Unless, of course, my former boss is reading this, in which case we were totally up in the stacks working.
In 6 months, they will grow weary of their tomagotchis. Do NOT take pity on the pixeled little blobs and attempt to feed them. Trust me. Gotta go take care of my 4 little blobs now…
I don’t like doing sudoku on the web either. And I read the previous comments about how you can make “notes” on the web version, but it’s not the same as using my Hello Kitty pencil on paper. Also, I make notes outside the rows as well, and I don’t think web sudoku will let you do that.
I recommend the Mensa sudoku book; it has over 500 puzzles, guaranteed to keep you busy for at least a few days.
I determined that the quickest path back to (semi) sanity was to fully indulge my Sudoku lust until I O.D.’d. It took about a month of non-stop hard-core Sudoku action, but I was finally free. ish.

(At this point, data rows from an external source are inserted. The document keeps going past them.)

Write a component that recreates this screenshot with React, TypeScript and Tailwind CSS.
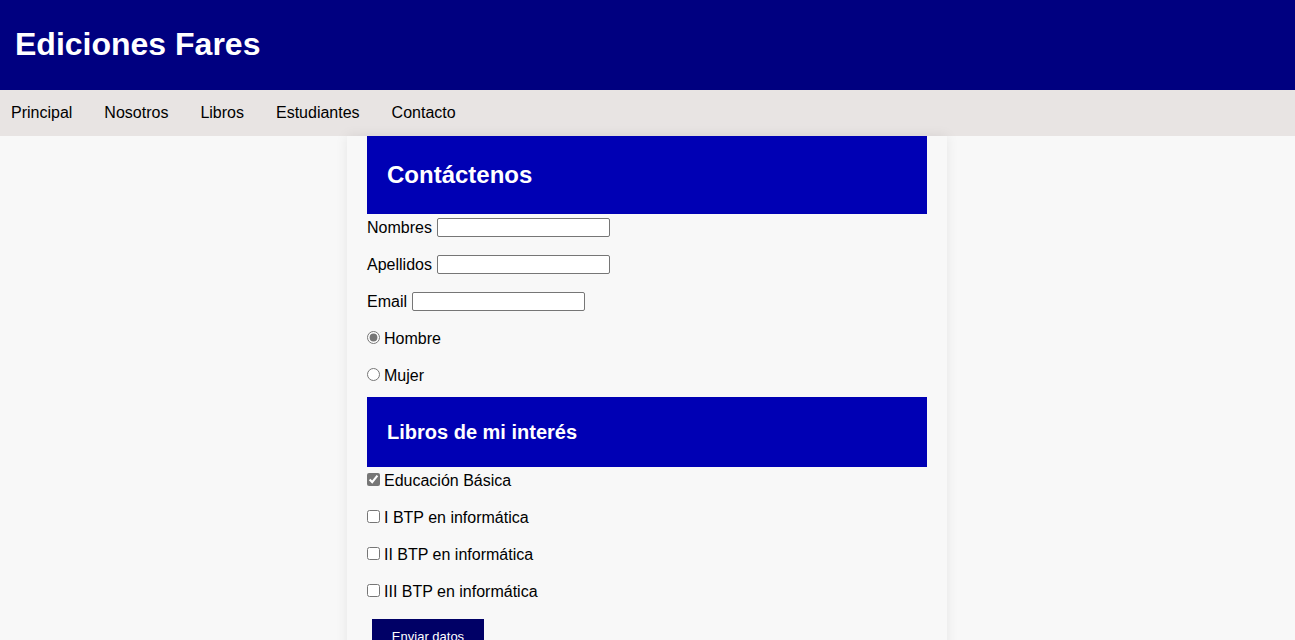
import React from 'react'

const navItems = ['Principal', 'Nosotros', 'Libros', 'Estudiantes', 'Contacto']

function TextRow({ label }: { label: string }) {
  return (
    <div className="flex h-[18px] items-center">
      <span>{label}</span>
      <input
        type="text"
        className="ml-[5px] mt-[-1px] h-[19px] w-[173px] rounded-[2px] border border-[#767676] bg-white"
      />
    </div>
  )
}

function Choice({ type, label, checked }: { type: 'radio' | 'checkbox'; label: string; checked?: boolean }) {
  return (
    <label className="flex h-[18px] items-center">
      <input
        type={type}
        name={type === 'radio' ? 'sexo' : undefined}
        defaultChecked={checked}
        className="m-0 mb-[3px] mr-[4px] h-[13px] w-[13px] accent-[#767676]"
      />
      <span>{label}</span>
    </label>
  )
}

export default function App() {
  return (
    <div className="min-h-screen bg-[#f8f8f8] font-['Liberation_Sans',Arial,sans-serif] text-black">
      {/* Header */}
      <header className="flex h-[90px] items-center bg-[#000080] pb-[2px] pl-[15px]">
        <h1 className="text-[32px] font-bold text-white">Ediciones Fares</h1>
      </header>

      {/* Nav */}
      <nav className="flex h-[46px] items-center gap-8 bg-[#e8e4e3] pl-[11px] text-[16px]">
        {navItems.map((item) => (
          <a key={item} href="#" className="text-black">
            {item}
          </a>
        ))}
      </nav>

      {/* Form card */}
      <div className="flex justify-center pr-[1px]">
        <main className="w-[600px] bg-[#f8f8f8] px-5 pb-6 text-[16px] shadow-[0_0_12px_rgba(0,0,0,0.08)]">
          <div className="flex h-[78px] items-center bg-[#0000b4] px-5">
            <h2 className="text-[24px] font-bold text-white">Contáctenos</h2>
          </div>

          <div className="mt-[5px] flex flex-col gap-[19px]">
            <TextRow label="Nombres" />
            <TextRow label="Apellidos" />
            <TextRow label="Email" />
            <Choice type="radio" label="Hombre" checked />
            <Choice type="radio" label="Mujer" />
          </div>

          <div className="mt-[12px] flex h-[70px] items-center bg-[#0000b4] px-5">
            <h2 className="text-[20px] font-bold text-white">Libros de mi interés</h2>
          </div>

          <div className="mt-[5px] flex flex-col gap-[19px]">
            <Choice type="checkbox" label="Educación Básica" checked />
            <Choice type="checkbox" label="I BTP en informática" />
            <Choice type="checkbox" label="II BTP en informática" />
            <Choice type="checkbox" label="III BTP en informática" />
          </div>

          <button className="ml-[5px] mt-[18px] h-[36px] w-[112px] bg-[#000066] text-[13px] text-white">
            Enviar datos
          </button>
        </main>
      </div>
    </div>
  )
}
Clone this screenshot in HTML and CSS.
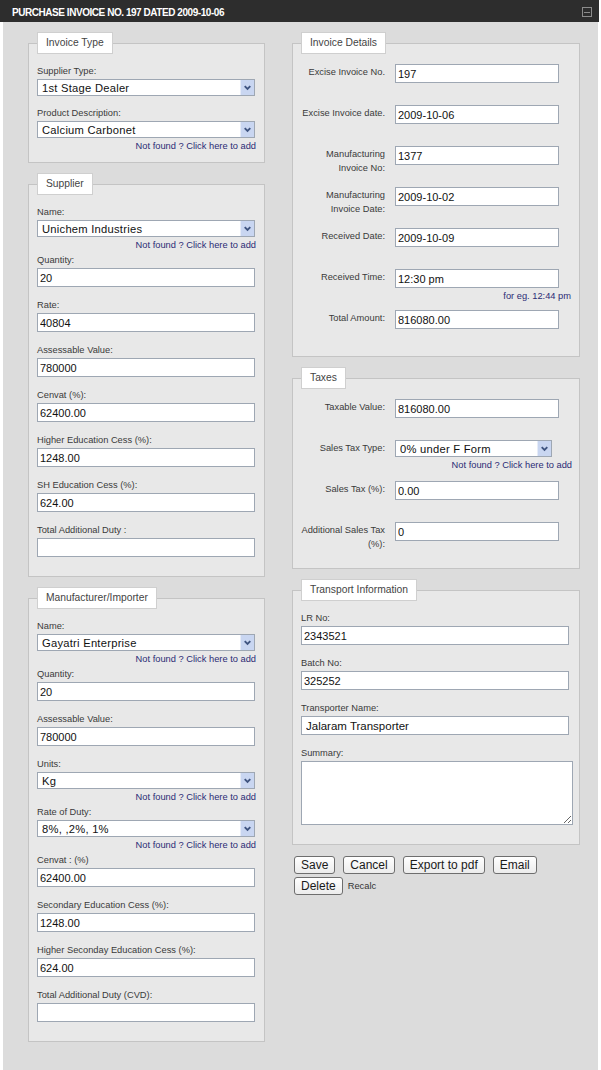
FILE: index.html
```html
<!DOCTYPE html>
<html>
<head>
<meta charset="utf-8">
<title>Purchase Invoice</title>
<link rel="stylesheet" href="styles.css">
</head>
<body>
<div class="window">
  <div class="titlebar">
    <span class="title">PURCHASE INVOICE NO. 197 DATED 2009-10-06</span>
    <span class="min-icon"></span>
  </div>
  <div class="panel">
    <div class="col col-left">
      <fieldset class="box">
        <legend>Invoice Type</legend>
        <div class="field sel">
          <label>Supplier Type:</label>
          <div class="select"><select><option>1st Stage Dealer</option></select><span class="arrow"><svg width="14" height="15" viewBox="0 0 14 15"><path d="M4 6 L7 9 L10 6" stroke="#3f5480" stroke-width="2" fill="none"/></svg></span></div>
        </div>
        <div class="field has-link">
          <label>Product Description:</label>
          <div class="select"><select><option>Calcium Carbonet</option></select><span class="arrow"><svg width="14" height="15" viewBox="0 0 14 15"><path d="M4 6 L7 9 L10 6" stroke="#3f5480" stroke-width="2" fill="none"/></svg></span></div>
          <a class="add-link">Not found ? Click here to add</a>
        </div>
      </fieldset>

      <fieldset class="box">
        <legend>Supplier</legend>
        <div class="field has-link">
          <label>Name:</label>
          <div class="select"><select><option>Unichem Industries</option></select><span class="arrow"><svg width="14" height="15" viewBox="0 0 14 15"><path d="M4 6 L7 9 L10 6" stroke="#3f5480" stroke-width="2" fill="none"/></svg></span></div>
          <a class="add-link">Not found ? Click here to add</a>
        </div>
        <div class="field"><label>Quantity:</label><input type="text" value="20"></div>
        <div class="field"><label>Rate:</label><input type="text" value="40804"></div>
        <div class="field"><label>Assessable Value:</label><input type="text" value="780000"></div>
        <div class="field"><label>Cenvat (%):</label><input type="text" value="62400.00"></div>
        <div class="field"><label>Higher Education Cess (%):</label><input type="text" value="1248.00"></div>
        <div class="field"><label>SH Education Cess (%):</label><input type="text" value="624.00"></div>
        <div class="field"><label>Total Additional Duty :</label><input type="text" value=""></div>
      </fieldset>

      <fieldset class="box">
        <legend>Manufacturer/Importer</legend>
        <div class="field has-link">
          <label>Name:</label>
          <div class="select"><select><option>Gayatri Enterprise</option></select><span class="arrow"><svg width="14" height="15" viewBox="0 0 14 15"><path d="M4 6 L7 9 L10 6" stroke="#3f5480" stroke-width="2" fill="none"/></svg></span></div>
          <a class="add-link">Not found ? Click here to add</a>
        </div>
        <div class="field"><label>Quantity:</label><input type="text" value="20"></div>
        <div class="field"><label>Assessable Value:</label><input type="text" value="780000"></div>
        <div class="field has-link">
          <label>Units:</label>
          <div class="select"><select><option>Kg</option></select><span class="arrow"><svg width="14" height="15" viewBox="0 0 14 15"><path d="M4 6 L7 9 L10 6" stroke="#3f5480" stroke-width="2" fill="none"/></svg></span></div>
          <a class="add-link">Not found ? Click here to add</a>
        </div>
        <div class="field has-link">
          <label>Rate of Duty:</label>
          <div class="select"><select><option>8%, ,2%, 1%</option></select><span class="arrow"><svg width="14" height="15" viewBox="0 0 14 15"><path d="M4 6 L7 9 L10 6" stroke="#3f5480" stroke-width="2" fill="none"/></svg></span></div>
          <a class="add-link">Not found ? Click here to add</a>
        </div>
        <div class="field"><label>Cenvat : (%)</label><input type="text" value="62400.00"></div>
        <div class="field"><label>Secondary Education Cess (%):</label><input type="text" value="1248.00"></div>
        <div class="field"><label>Higher Seconday Education Cess (%):</label><input type="text" value="624.00"></div>
        <div class="field"><label>Total Additional Duty (CVD):</label><input type="text" value=""></div>
      </fieldset>
    </div>

    <div class="col col-right">
      <fieldset class="box rows">
        <legend>Invoice Details</legend>
        <div class="row"><label class="rlabel">Excise Invoice No.</label><div class="cell"><input type="text" value="197"></div></div>
        <div class="row"><label class="rlabel">Excise Invoice date.</label><div class="cell"><input type="text" value="2009-10-06"></div></div>
        <div class="row"><label class="rlabel">Manufacturing Invoice No:</label><div class="cell"><input type="text" value="1377"></div></div>
        <div class="row"><label class="rlabel">Manufacturing Invoice Date:</label><div class="cell"><input type="text" value="2009-10-02"></div></div>
        <div class="row"><label class="rlabel">Received Date:</label><div class="cell"><input type="text" value="2009-10-09"></div></div>
        <div class="row"><label class="rlabel">Received Time:</label><div class="cell"><input type="text" value="12:30 pm"><span class="hint">for eg. 12:44 pm</span></div></div>
        <div class="row"><label class="rlabel">Total Amount:</label><div class="cell"><input type="text" value="816080.00"></div></div>
      </fieldset>

      <fieldset class="box rows">
        <legend>Taxes</legend>
        <div class="row"><label class="rlabel">Taxable Value:</label><div class="cell"><input type="text" value="816080.00"></div></div>
        <div class="row"><label class="rlabel">Sales Tax Type:</label><div class="cell">
          <div class="select narrow"><select><option>0% under F Form</option></select><span class="arrow"><svg width="14" height="15" viewBox="0 0 14 15"><path d="M4 6 L7 9 L10 6" stroke="#3f5480" stroke-width="2" fill="none"/></svg></span></div>
          <a class="add-link">Not found ? Click here to add</a>
        </div></div>
        <div class="row"><label class="rlabel">Sales Tax (%):</label><div class="cell"><input type="text" value="0.00"></div></div>
        <div class="row"><label class="rlabel">Additional Sales Tax (%):</label><div class="cell"><input type="text" value="0"></div></div>
      </fieldset>

      <fieldset class="box transport">
        <legend>Transport Information</legend>
        <div class="field"><label>LR No:</label><input type="text" value="2343521"></div>
        <div class="field"><label>Batch No:</label><input type="text" value="325252"></div>
        <div class="field"><label>Transporter Name:</label><input type="text" class="big" value="Jalaram Transporter"></div>
        <div class="field"><label>Summary:</label><textarea></textarea></div>
      </fieldset>

      <div class="actions">
        <button>Save</button>
        <button>Cancel</button>
        <button>Export to pdf</button>
        <button>Email</button>
        <button>Delete</button>
        <span class="recalc">Recalc</span>
      </div>
    </div>
  </div>
</div>
</body>
</html>
```

FILE: styles.css
```css
* { box-sizing: border-box; }

body {
  margin: 0;
  background: #ffffff;
  font-family: "Liberation Sans", Arial, sans-serif;
}

.window {
  width: 599px;
}

.titlebar {
  height: 22px;
  background: #2d2d2d;
  display: flex;
  align-items: center;
  justify-content: space-between;
  padding: 0 7px 0 12px;
}

.title {
  color: #ffffff;
  font-weight: bold;
  font-size: 10px;
  letter-spacing: -0.45px;
  padding-top: 3px;
}

.min-icon {
  width: 10px;
  height: 10px;
  border: 1px solid #8c8c8c;
  display: flex;
  align-items: center;
  justify-content: center;
  margin-top: 2px;
}

.min-icon::before {
  content: "";
  width: 6px;
  height: 1px;
  background: #8c8c8c;
}

.panel {
  margin: 0 1px 0 3px;
  background: #dcdcdc;
  padding: 10px 18px 28px 25px;
  display: flex;
  gap: 27px;
  align-items: flex-start;
}

.col-left { width: 237px; }
.col-right { width: 288px; }

.box {
  margin: 0 0 10px 0;
  padding: 10px 9px 8px 8px;
  border: 1px solid #c4c4c4;
  background: #e8e8e8;
  min-width: 0;
}

.box:last-child { margin-bottom: 0; }

.box legend {
  background: #ffffff;
  border: 1px solid #cfcfcf;
  height: 22px;
  line-height: 20px;
  padding: 0 8px;
  font-size: 10.3px;
  color: #444444;
}

.field {
  margin-bottom: 11px;
}

.field.sel { margin-bottom: 10px; }
.field.has-link { margin-bottom: 2px; }

.field label {
  display: block;
  font-size: 9.3px;
  line-height: 14px;
  margin-bottom: 1px;
  color: #3a3a3a;
}

input[type="text"] {
  display: block;
  width: 218px;
  height: 19px;
  margin: 0;
  border: 1px solid #9ea7b3;
  background: #ffffff;
  padding: 0 2px;
  font-family: "Liberation Sans", Arial, sans-serif;
  font-size: 11px;
  color: #111111;
}

input.big { font-size: 11.5px; padding-left: 4px; }

.select {
  display: flex;
  width: 218px;
  height: 17px;
  border: 1px solid #9ea7b3;
  background: #ffffff;
}

.select select {
  appearance: none;
  -webkit-appearance: none;
  flex: 1;
  min-width: 0;
  border: 0;
  background: transparent;
  height: 15px;
  padding: 0 0 0 4px;
  font-family: "Liberation Sans", Arial, sans-serif;
  font-size: 11.2px;
  letter-spacing: 0.25px;
  color: #111111;
  outline: none;
}

.select .arrow {
  width: 14px;
  height: 15px;
  background: #c9d6f1;
  border-left: 1px solid #e6ecf8;
  display: flex;
}

.add-link {
  display: block;
  text-align: right;
  font-size: 9.3px;
  line-height: 12px;
  margin-top: 2px;
  margin-right: -1px;
  color: #2b2b75;
}

/* right column row fieldsets */
.box.rows {
  padding: 10px 8px 5px 8px;
}

.row {
  display: grid;
  grid-template-columns: 84px 176px;
  column-gap: 10px;
  min-height: 41px;
  align-items: start;
}

.rlabel {
  text-align: right;
  font-size: 9.3px;
  line-height: 14px;
  padding-top: 1px;
  color: #3a3a3a;
}

.cell input[type="text"] { width: 164px; }
.cell .select { width: 157px; }

.hint {
  display: block;
  text-align: right;
  font-size: 9.3px;
  line-height: 12px;
  margin-top: 2px;
  color: #2b2b75;
}

.box.transport {
  padding: 10px 7px 8px 8px;
}

.transport input[type="text"] { width: 268px; }

textarea {
  display: block;
  width: 272px;
  height: 64px;
  margin: 0;
  border: 1px solid #9ea7b3;
  background: #ffffff;
}

.actions {
  display: flex;
  flex-wrap: wrap;
  align-items: center;
  gap: 3px 8px;
  margin: 11px 0 0 2px;
}

.actions button {
  height: 18px;
  padding: 0 6px;
  border: 1px solid #6e6e6e;
  border-radius: 3px;
  background: linear-gradient(#ffffff, #ececec);
  font-family: "Liberation Sans", Arial, sans-serif;
  font-size: 12px;
  color: #1a1a1a;
  line-height: 16px;
}

.recalc {
  font-size: 9.3px;
  color: #333333;
  margin-left: -3px;
}
```
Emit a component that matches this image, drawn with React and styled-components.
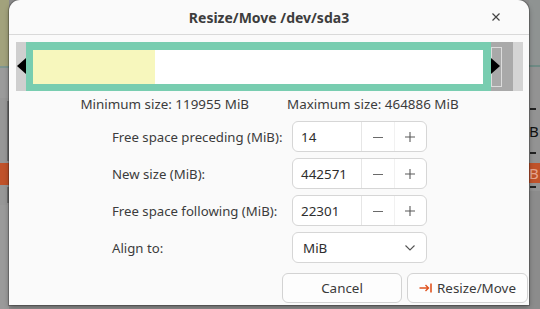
import React from 'react';
import styled, { createGlobalStyle } from 'styled-components';

const GlobalStyle = createGlobalStyle`
  html, body {
    margin: 0;
    padding: 0;
    background: #8d8d8d;
  }
  body {
    font-family: 'Noto Sans', 'DejaVu Sans', sans-serif;
  }
`;

const Screen = styled.div`
  display: flex;
  width: 540px;
  height: 309px;
  overflow: hidden;
  background: #8d8d8d;
`;

const Strip = styled.div`
  display: flex;
  flex-direction: column;
  width: ${(p) => p.$width}px;
  flex-shrink: 0;
`;

const StripBlock = styled.div`
  height: ${(p) => p.$h}px;
  flex-shrink: 0;
  background: ${(p) => p.$bg};
  display: flex;
  align-items: center;
  font-size: 15px;
  color: ${(p) => p.$color || '#111'};
  overflow: hidden;
`;

const Tick = styled.div`
  width: ${(p) => p.$w}px;
  height: ${(p) => p.$h}px;
  background: ${(p) => p.$bg};
  margin-left: ${(p) => p.$ml || 0}px;
`;

const Dialog = styled.div`
  width: 520px;
  height: 305px;
  flex-shrink: 0;
  background: #fafafa;
  border-radius: 11px 11px 0 0;
  box-shadow: 0 0 0 1px rgba(0, 0, 0, 0.22), 0 2px 5px rgba(0, 0, 0, 0.35);
  display: flex;
  flex-direction: column;
  position: relative;
  z-index: 1;
`;

const Header = styled.div`
  height: 34px;
  flex-shrink: 0;
  display: grid;
  grid-template-columns: 1fr auto 1fr;
  align-items: center;
  border-bottom: 1px solid #d9d9d9;
`;

const Title = styled.div`
  grid-column: 2;
  font-size: 14px;
  font-weight: 700;
  color: #3d3d3d;
  padding-top: 1px;
`;

const CloseButton = styled.div`
  grid-column: 3;
  justify-self: end;
  margin-right: 28px;
  width: 10px;
  height: 10px;
  display: flex;
`;

const Body = styled.div`
  display: flex;
  flex-direction: column;
  padding: 7px 6px 0 7px;
  flex: 1;
`;

const Frame = styled.div`
  position: relative;
  display: flex;
  height: 49px;
  background: #a9a9a9;
`;

const FrameEdge = styled.div`
  width: ${(p) => p.$w}px;
  flex-shrink: 0;
  background: ${(p) => p.$bg};
`;

const Partition = styled.div`
  width: 465px;
  flex-shrink: 0;
  background: #78cdb0;
  padding: 8px 8px 7px 7px;
  box-sizing: border-box;
  display: flex;
`;

const PartitionInner = styled.div`
  flex: 1;
  background: #ffffff;
  display: flex;
`;

const Used = styled.div`
  background: #f7f7bd;
  height: 100%;
`;

const Handle = styled.div`
  position: absolute;
  top: 16px;
  width: 0;
  height: 0;
  border-top: 8px solid transparent;
  border-bottom: 8px solid transparent;
  ${(p) =>
    p.$side === 'left'
      ? `left: 1px; border-right: 9px solid #000;`
      : `left: 475px; border-left: 9px solid #000;`}
`;

const HandleBox = styled.div`
  position: absolute;
  left: 475px;
  top: 5px;
  width: 9px;
  height: 38px;
  border: 1px solid #dcdcdc;
`;

const SizeRow = styled.div`
  display: flex;
  justify-content: center;
  gap: 38px;
  margin-top: 3px;
  height: 20px;
  align-items: center;
  font-size: 13.4px;
  color: #3c3c3c;
`;

const Form = styled.div`
  display: grid;
  grid-template-columns: 173px 135px;
  column-gap: 7px;
  row-gap: 6px;
  justify-content: center;
  align-items: center;
  margin-top: 7px;
`;

const Label = styled.div`
  font-size: 13.2px;
  color: #3c3c3c;
  white-space: nowrap;
`;

const Field = styled.div`
  height: 31px;
  box-sizing: border-box;
  border: 1px solid #d6d6d6;
  border-radius: 6px;
  background: #ffffff;
  display: flex;
  overflow: hidden;
`;

const Entry = styled.div`
  width: 69px;
  flex-shrink: 0;
  border-right: 1px solid #e6e6e6;
  display: flex;
  align-items: center;
  padding-left: 8px;
  box-sizing: border-box;
  font-size: 13.4px;
  color: #2e2e2e;
`;

const StepButton = styled.div`
  flex: 1;
  display: flex;
  align-items: center;
  justify-content: center;
  border-right: ${(p) => (p.$divider ? '1px solid #f1f1f1' : 'none')};
`;

const SelectField = styled(Field)`
  align-items: center;
  justify-content: space-between;
  padding: 0 10px;
  font-size: 13.4px;
  color: #2e2e2e;
`;

const Actions = styled.div`
  display: flex;
  justify-content: flex-end;
  gap: 5px;
  margin-top: auto;
  margin-bottom: 2px;
  margin-right: -5px;
`;

const Button = styled.div`
  width: ${(p) => p.$w}px;
  height: 30px;
  box-sizing: border-box;
  border: 1px solid #d3d3d3;
  border-radius: 6px;
  background: #fdfdfd;
  display: flex;
  align-items: center;
  justify-content: center;
  gap: 4px;
  font-size: 13.4px;
  color: #3a3a3a;
`;

const Minus = () => (
  <svg width="12" height="12" viewBox="0 0 12 12">
    <path d="M1 6.5h10" stroke="#6a6a6a" strokeWidth="1.1" />
  </svg>
);

const Plus = () => (
  <svg width="12" height="12" viewBox="0 0 12 12">
    <path d="M1 6h10M6 1v10" stroke="#5a5a5a" strokeWidth="1.1" />
  </svg>
);

const SpinField = ({ value }) => (
  <Field>
    <Entry>{value}</Entry>
    <StepButton $divider>
      <Minus />
    </StepButton>
    <StepButton>
      <Plus />
    </StepButton>
  </Field>
);

const rows = [
  { label: 'Free space preceding (MiB):', value: '14' },
  { label: 'New size (MiB):', value: '442571' },
  { label: 'Free space following (MiB):', value: '22301' },
];

export default function App() {
  return (
    <>
      <GlobalStyle />
      <Screen>
        <Strip $width={9}>
          <StripBlock $h={66} $bg="#a2a27c" />
          <StripBlock $h={2} $bg="#7e9690" />
          <StripBlock $h={30} $bg="#9b9b9b" />
          <StripBlock $h={65} $bg="#979797">
            <Tick $w={2} $h={60} $bg="#6f6f6f" $ml={7} />
          </StripBlock>
          <StripBlock $h={22} $bg="#c0522a" />
          <StripBlock $h={20} $bg="#979797">
            <Tick $w={2} $h={16} $bg="#6f6f6f" $ml={7} />
          </StripBlock>
          <StripBlock $h={104} $bg="#9a9a9a" />
        </Strip>
        <Dialog>
          <Header>
            <Title>Resize/Move /dev/sda3</Title>
            <CloseButton>
              <svg width="10" height="10" viewBox="0 0 10 10">
                <path d="M1.5 1.5l7 7M8.5 1.5l-7 7" stroke="#444" strokeWidth="1.2" />
              </svg>
            </CloseButton>
          </Header>
          <Body>
            <Frame>
              <FrameEdge $w={10} $bg="#cfcfcf" />
              <Partition>
                <PartitionInner>
                  <Used style={{ width: '27%' }} />
                </PartitionInner>
              </Partition>
              <FrameEdge $w={22} $bg="#a9a9a9" />
              <FrameEdge $w={10} $bg="#d4d4d4" />
              <HandleBox />
              <Handle $side="left" />
              <Handle $side="right" />
            </Frame>
            <SizeRow>
              <span>Minimum size: 119955 MiB</span>
              <span>Maximum size: 464886 MiB</span>
            </SizeRow>
            <Form>
              {rows.map((row) => (
                <React.Fragment key={row.label}>
                  <Label>{row.label}</Label>
                  <SpinField value={row.value} />
                </React.Fragment>
              ))}
              <Label>Align to:</Label>
              <SelectField>
                <span>MiB</span>
                <svg width="12" height="8" viewBox="0 0 12 8">
                  <path d="M1.5 1.5L6 6l4.5-4.5" fill="none" stroke="#555" strokeWidth="1.1" />
                </svg>
              </SelectField>
            </Form>
            <Actions>
              <Button $w={120}>Cancel</Button>
              <Button $w={121}>
                <svg width="14" height="10" viewBox="0 0 14 10">
                  <path d="M0.5 5h9M6.5 2l3 3-3 3" fill="none" stroke="#e0531f" strokeWidth="1.4" />
                  <path d="M12 0.5v9" stroke="#e0531f" strokeWidth="1.6" />
                </svg>
                Resize/Move
              </Button>
            </Actions>
          </Body>
        </Dialog>
        <Strip $width={11}>
          <StripBlock $h={65} $bg="#8f9392" />
          <StripBlock $h={2} $bg="#6e8a84" />
          <StripBlock $h={40} $bg="#939393" />
          <StripBlock $h={4} $bg="#939393">
            <Tick $w={6} $h={2} $bg="#222" $ml={1} />
          </StripBlock>
          <StripBlock $h={40} $bg="#939393">B</StripBlock>
          <StripBlock $h={4} $bg="#939393">
            <Tick $w={6} $h={2} $bg="#222" $ml={1} />
          </StripBlock>
          <StripBlock $h={8} $bg="#939393" />
          <StripBlock $h={20} $bg="#c0522a" $color="#e6a58f">B</StripBlock>
          <StripBlock $h={8} $bg="#939393">
            <Tick $w={6} $h={2} $bg="#222" $ml={1} />
          </StripBlock>
          <StripBlock $h={118} $bg="#8c8c8c" />
        </Strip>
      </Screen>
    </>
  );
}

You mean Tamagochis (or whatever they are called) are still around? I blush to think that I actually took my DD’s one to work when she was about 7… so that it didn’t die while she was at school (to quote your own self “shut up”!)
Tomagatchis sound like heaven. When the start making them for 3-year-olds, I’ll be first in line to get one.
Soduku AND dessert? Awesome.
Today I solved my first two Sudoku puzzles. Thank you all ever so much, I may never sleep again! (Nor will I be able to look at numbers in my checkbook without trying to find the missing number for that square…)
My mother recently handed over all my paperwork from school. It had all my State Assessment Skills Test results…math problems, not so much my thing apparently. Sudokus make me crazy, but my husband and son are total addicts.